Жестокая болезнь

22
18
20
22
24
26
28
30

При звуке его приближения я прекращаю писать. Надеюсь, мои мысли достаточно абстрактные, волнующие и даже немного соблазнительные. Я и раньше просила его сводить меня к воде, но каждая просьба встречалась молчанием. Прежде чем мой разум окончательно сломается, мне нужен последний шанс увидеть внешний мир.

— Результаты не лгут, — говорит он, входя в комнату. Сегодня он потрепанный. Небритый, выражение лица усталое, волосы взъерошены. — Я пытался воспроизвести их снова и снова… но данные бросаются в глаза.

Он расхаживает по комнате, как будто меня здесь нет, бормочет что-то бессвязное и размахивает руками. Я сажусь обратно на койку, пытаясь остаться незамеченной. От этого я ощущаю себя слабой, жалкой. И ненавижу Алекса так, как никогда раньше, потому что никто никогда не заставлял меня чувствовать себя такой беспомощной.

Он натягивает лабораторный халат и катит тележку с компьютером. Погружен в свои мысли, просматривает страницы с данными. Я смотрю мимо него на ключи, висящие на стене. Они так близко, но просто недосягаемы.

— Это переменная. Единственная разница, — бормочет он себе под нос. — Я должен воссоздать первый сеанс.

Чувство, похожее на страх, охватывает меня, миллион воображаемых паучьих лапок пробегают по коже. Тело напрягается и становится горячим при мысли о том, что я снова испытаю.

— Алекс, — я пытаюсь привлечь его внимание, но он поглощен работой. — Алекс…

Вздрогнув, он отрывает взгляд от экрана.

— Мы теряем время, — говорит он. — Анестезия влияет на молекулярную структуру соединения. Единственный способ добиться прорыва — повторить первое лечение. Но на этот раз на более высоком уровне.

Я слаба, измучена и скоро сломаюсь, но не могу просто сдаться. Поднимаюсь на ноги и вздергиваю подбородок, с той силой, которая у меня еще осталась.

Он останавливается на расстоянии, чтобы я не могла до него дотронуться. Снимает очки, кладет их на тележку, затем с любопытством рассматривает меня. На мне та же одежда, что и вчера. Эту же надену завтра. Я перестала мыть волосы, и они превратились в спутанный беспорядок с отросшими темными корнями. Но он смотрит на меня так, словно ничего не замечает. Не видит темные круги у меня под глазами. И бледность моей кожи.

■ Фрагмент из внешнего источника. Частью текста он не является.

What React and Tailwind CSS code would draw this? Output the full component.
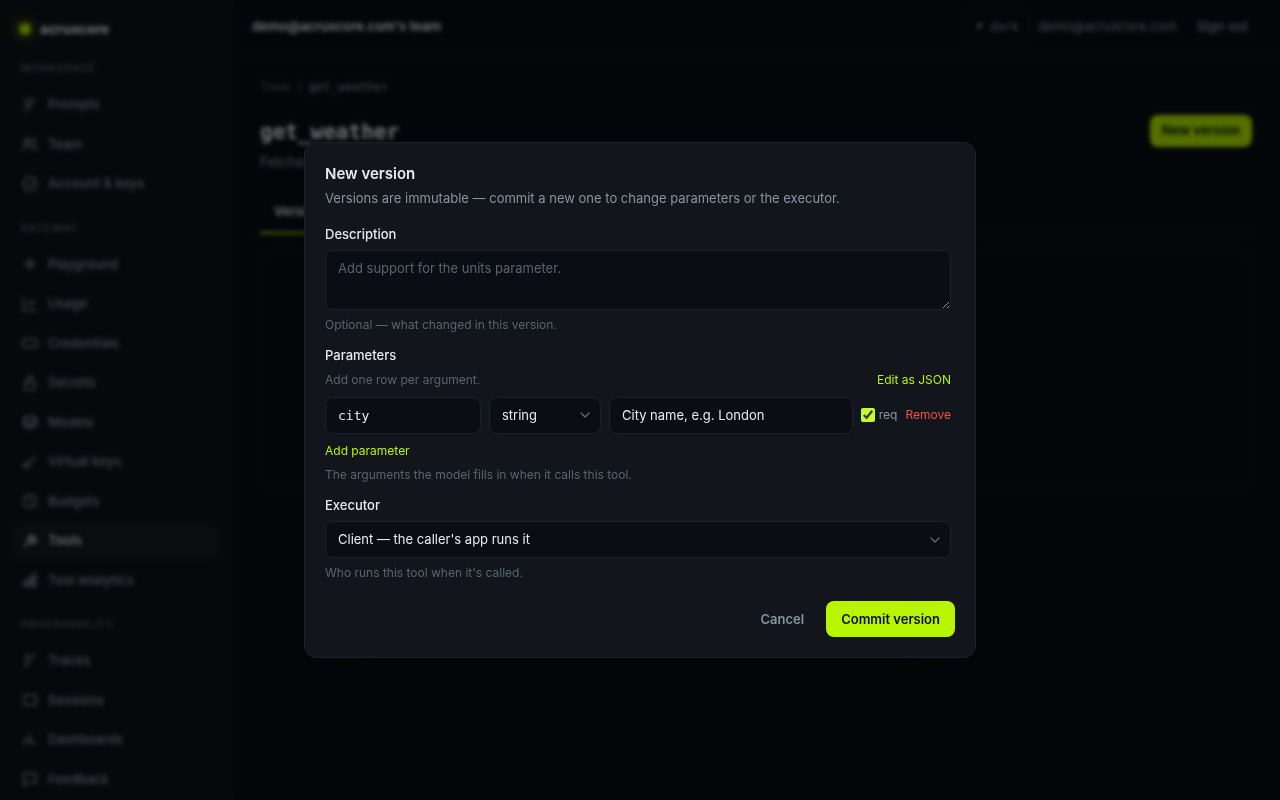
import React from 'react';

const navGroups = [
    {
        title: 'Workspace',
        items: [
            { label: 'Prompts', icon: <path d="M2.500 3h11M2.500 6.500h9M2.500 10h7M2.500 13h4" /> },
            { label: 'Team', icon: <><circle cx="5.5" cy="5" r="2.5" /><path d="M1 14c0-3 2-4.500 4.500-4.500S10 11 10 14M10.500 2.500a2.500 2.500 0 0 1 0 5M12 10c2 .5 3 2 3 4" /></> },
            { label: 'Account & keys', icon: <><circle cx="8" cy="8" r="6.5" /><path d="M5.500 8l2 2 4-4" /></> },
        ],
    },
    {
        title: 'Gateway',
        items: [
            { label: 'Playground', icon: <><circle cx="8" cy="8" r="3.5" /><path d="M8 2v12M2 8h12M4 4l8 8M12 4l-8 8" opacity="0.3" /></> },
            { label: 'Usage', icon: <path d="M1.500 1.500v13h13M4.500 9.500l3-3 2 2 4-5" /> },
            { label: 'Credentials', icon: <rect x="1" y="4" width="14" height="8" rx="1.5" /> },
            { label: 'Secrets', icon: <><rect x="3" y="7" width="10" height="7.5" rx="1.5" /><path d="M5 7V4.500a3 3 0 0 1 6 0V7" /></> },
            { label: 'Models', icon: <><path d="M8 1.500l6.500 3v7L8 14.500l-6.500-3v-7z" /><path d="M1.500 4.500L8 8l6.500-3.500M1.500 8.500L8 12l6.500-3.500" /></> },
            { label: 'Virtual keys', icon: <><circle cx="4.500" cy="11.500" r="2.500" /><path d="M6.500 9.500L13 3M10.500 3.500l2.500 2.500" /></> },
            { label: 'Budgets', icon: <><circle cx="8" cy="8" r="6.500" /><path d="M8 4v4l2.500 1.500" /></> },
            { label: 'Tools', active: true, icon: <path d="M2 14l5-5M6 6a3.500 3.500 0 0 1 5-3L9 5l2 2 2.500-2A3.500 3.500 0 0 1 9 10L6 7z" /> },
            { label: 'Tool analytics', icon: <path d="M2.500 9h2v5h-2zM7 6h2v8H7zM11.500 2h2v12h-2z" /> },
        ],
    },
    {
        title: 'Observability',
        items: [
            { label: 'Traces', icon: <path d="M2.500 3h11M2.500 6.500h7M2.500 10h6M2.500 13h3" /> },
            { label: 'Sessions', icon: <rect x="2" y="3" width="12" height="10" rx="1.500" /> },
            { label: 'Dashboards', icon: <path d="M2.500 13V7M5.500 10V5M8.500 13V2.500M12 13V9" /> },
            { label: 'Feedback', icon: <path d="M2 2.500h12v9H6L2 14.500z" /> },
        ],
    },
];

const inputClass = 'rounded-lg border border-[#1d2129] bg-[#0a0d14] px-3 text-[13px] leading-normal text-[#e8eaed] outline-none';

const Chevron = () => (
    <svg viewBox="0 0 16 16" className="pointer-events-none absolute right-2 top-1/2 size-4 -translate-y-1/2" fill="none" stroke="#666d79" strokeWidth="1.2" strokeLinecap="round" strokeLinejoin="round">
        <path d="M4 6l4 4 4-4" />
    </svg>
);

const Sidebar = () => (
    <aside className="w-[232px] shrink-0 overflow-hidden border-r border-[#1b1f27] bg-[#10131a] px-3 pt-[19px]">
        <div className="flex items-center gap-2.5 px-2 pb-[3px]">
            <span className="size-2.5 rounded-xs bg-[#b8f500] shadow-[0_0_12px_#b8f500]"></span>
            <span className="text-sm font-bold text-[#e8eaed]">acruxcore</span>
        </div>
        {navGroups.map((group) => (
            <nav key={group.title} aria-label={group.title} className="mt-[18px]">
                <h2 className="px-2 pb-[11px] text-[11px] leading-4 font-medium tracking-[0.06em] text-[#5b6270] uppercase">{group.title}</h2>
                <div className="flex flex-col gap-1">
                    {group.items.map((item) => (
                        <a
                            key={item.label}
                            href="#"
                            className={`flex items-center gap-2.5 rounded-lg px-2.5 py-2 text-[13px] leading-normal font-medium ${item.active ? 'bg-[#151d22] text-[#e8eaed]' : 'text-[#8b93a1]'}`}
                        >
                            <svg viewBox="0 0 16 16" className="size-4" fill="none" stroke="currentColor" strokeWidth="1.5">{item.icon}</svg>
                            {item.label}
                        </a>
                    ))}
                </div>
            </nav>
        ))}
    </aside>
);

const Page = () => (
    <div className="flex min-w-0 flex-1 flex-col">
        <header className="flex h-[54px] shrink-0 items-center justify-between border-b border-[#14181f] px-5">
            <span className="text-[13px] font-semibold text-[#e8eaed]">demo@acruxcore.com's team</span>
            <div className="flex items-center gap-2 text-[13px] text-[#8b93a1]">
                <button className="flex h-8 items-center gap-2 rounded-lg border border-[#1d2129] px-2.5 font-['DejaVu_Sans_Mono',monospace] text-xs">
                    <span className="text-[8px]">●</span>
                    dark
                </button>
                <span>demo@acruxcore.com</span>
                <button className="px-3 font-medium">Sign out</button>
            </div>
        </header>
        <main className="px-7 pt-[23px]">
            <div className="flex gap-[7px] text-xs leading-5 text-[#5b6270]">
                <a href="#">Tools</a>
                <span>/</span>
                <span className="font-['DejaVu_Sans_Mono',monospace] text-[#8b93a1]">get_weather</span>
            </div>
            <div className="mt-[18px] flex items-start justify-between">
                <div>
                    <h1 className="font-['DejaVu_Sans_Mono',monospace] text-[21px] leading-[35px] font-bold text-[#e8eaed]">get_weather</h1>
                    <p className="mt-0.5 text-sm text-[#8b93a1]">Fetches</p>
                </div>
                <button className="h-8 rounded-lg bg-[#b8f500] px-3 text-[13px] font-semibold text-[#0a0d14]">New version</button>
            </div>
            <div className="mt-5 flex border-b border-[#1d2129]">
                <button className="-mb-px border-b-2 border-[#b8f500] px-3.5 py-2.5 text-[13px] font-semibold text-[#e8eaed]">Versions</button>
            </div>
            <div className="mt-4 h-[238px] rounded-xl border border-[#14181f]"></div>
        </main>
    </div>
);

const Dialog = () => (
    <div role="dialog" aria-modal="true" aria-labelledby="dialog-title" className="w-full max-w-2xl rounded-xl border border-[#1d2129] bg-[#12151c] p-5 shadow-2xl">
        <h2 id="dialog-title" className="text-[15px] leading-normal font-semibold text-[#e8eaed]">New version</h2>
        <p className="mt-1 text-[13px] leading-normal text-[#8b93a1]">Versions are immutable — commit a new one to change parameters or the executor.</p>

        <form className="mt-4 flex flex-col gap-3 pr-1">
            <div className="flex flex-col gap-1.5">
                <label htmlFor="description" className="text-[13px] leading-normal font-medium text-[#e8eaed]">Description</label>
                <textarea id="description" rows="2" placeholder="Add support for the units parameter." className={`${inputClass} block h-[60px] resize-y py-2 placeholder:text-[#5b6270]`}></textarea>
                <p className="text-xs leading-normal text-[#5b6270]">Optional — what changed in this version.</p>
            </div>

            <div className="flex flex-col">
                <h3 className="mb-[5px] text-[13px] leading-normal font-medium text-[#e8eaed]">Parameters</h3>
                <div className="flex flex-col gap-2 text-xs leading-normal">
                    <div className="flex justify-between">
                        <span className="text-[#5b6270]">Add one row per argument.</span>
                        <button type="button" className="text-[#b8f500]">Edit as JSON</button>
                    </div>
                    <div className="flex items-center gap-2">
                        <input aria-label="Parameter name" defaultValue="city" className={`${inputClass} h-[37px] w-[156px] font-['DejaVu_Sans_Mono',monospace]`} />
                        <div className="relative w-28">
                            <select aria-label="Parameter type" className={`${inputClass} h-[37px] w-full appearance-none`}>
                                <option>string</option>
                            </select>
                            <Chevron />
                        </div>
                        <input aria-label="Parameter description" defaultValue="City name, e.g. London" className={`${inputClass} h-[37px] min-w-0 flex-1`} />
                        <label className="flex items-center gap-1 text-[#8b93a1]">
                            <input type="checkbox" defaultChecked className="size-3.5 accent-[#c6fc2c]" />
                            req
                        </label>
                        <button type="button" className="text-[#f0524a]">Remove</button>
                    </div>
                    <button type="button" className="self-start text-[#b8f500]">Add parameter</button>
                </div>
                <p className="mt-1.5 text-xs leading-normal text-[#5b6270]">The arguments the model fills in when it calls this tool.</p>
            </div>

            <div className="flex flex-col gap-1.5">
                <label htmlFor="executor" className="text-[13px] leading-normal font-medium text-[#e8eaed]">Executor</label>
                <div className="relative">
                    <select id="executor" className={`${inputClass} block h-[37px] w-full appearance-none`}>
                        <option>Client — the caller's app runs it</option>
                    </select>
                    <Chevron />
                </div>
                <p className="text-xs leading-normal text-[#5b6270]">Who runs this tool when it's called.</p>
            </div>
        </form>

        <div className="mt-[19px] flex justify-end gap-2 text-[13px] font-semibold">
            <button className="h-9 px-3.5 text-[#8b93a1]">Cancel</button>
            <button className="h-9 rounded-lg bg-[#b8f500] px-[15px] text-[#0a0d14]">Commit version</button>
        </div>
    </div>
);

const App = () => {
    return (
        <div className="flex h-screen overflow-hidden bg-[#0a0d14] font-[Inter,sans-serif] [color-scheme:dark]">
            <Sidebar />
            <Page />
            <div className="fixed inset-0 flex items-center justify-center bg-black/55 p-4 backdrop-blur-[2px]">
                <Dialog />
            </div>
        </div>
    );
};

export default App;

Нет, для Алекса — прямо здесь, в момент открытия — я самое прекрасное, что он когда-либо видел.

Я — его ответ.

И когда он приближается ко мне, я набрасываюсь на него со всей силой, на которую способно мое тело.

В конце концов, этого недостаточно. Он усмиряет меня и тащит к каталке, где вкалывает мне свой коктейль-наркотик, и мое сердце выпрыгивает из груди, когда я вижу, как электроды приближаются.

— У всего в природе есть защитный механизм, — говорит он с безумным блеском в глазах. — Ты сильная, Блейкли. Упрямая. Самая стойкая из объектов. Твой разум отказывается сдаваться. Но даже самый сильный защитный механизм можно сломать. Просто нужно найти слабость.

Я пытаюсь уйти за пределы сознания, в какое-нибудь отдаленное место, подальше от него и этого ада. Но когда появляется ток, я чувствую каждый электризующий импульс. Мое тело — громоотвод для боли.

Я слышу музыку. Струны натянулись, смычки скребут по ним с оглушительной скоростью. Мучительная симфония пыток и Алекс — дирижер.

Крик вырывается из моего рта, и не прекращается, пока горло не начинает гореть огнем. Алекс увеличивает напряжение до тех пор, пока мое тело больше не может выдерживать мучений, и, к счастью, этот психотический уровень ада исчезает.

Крошечные отблески луны омывают бесконечное пространство наверху.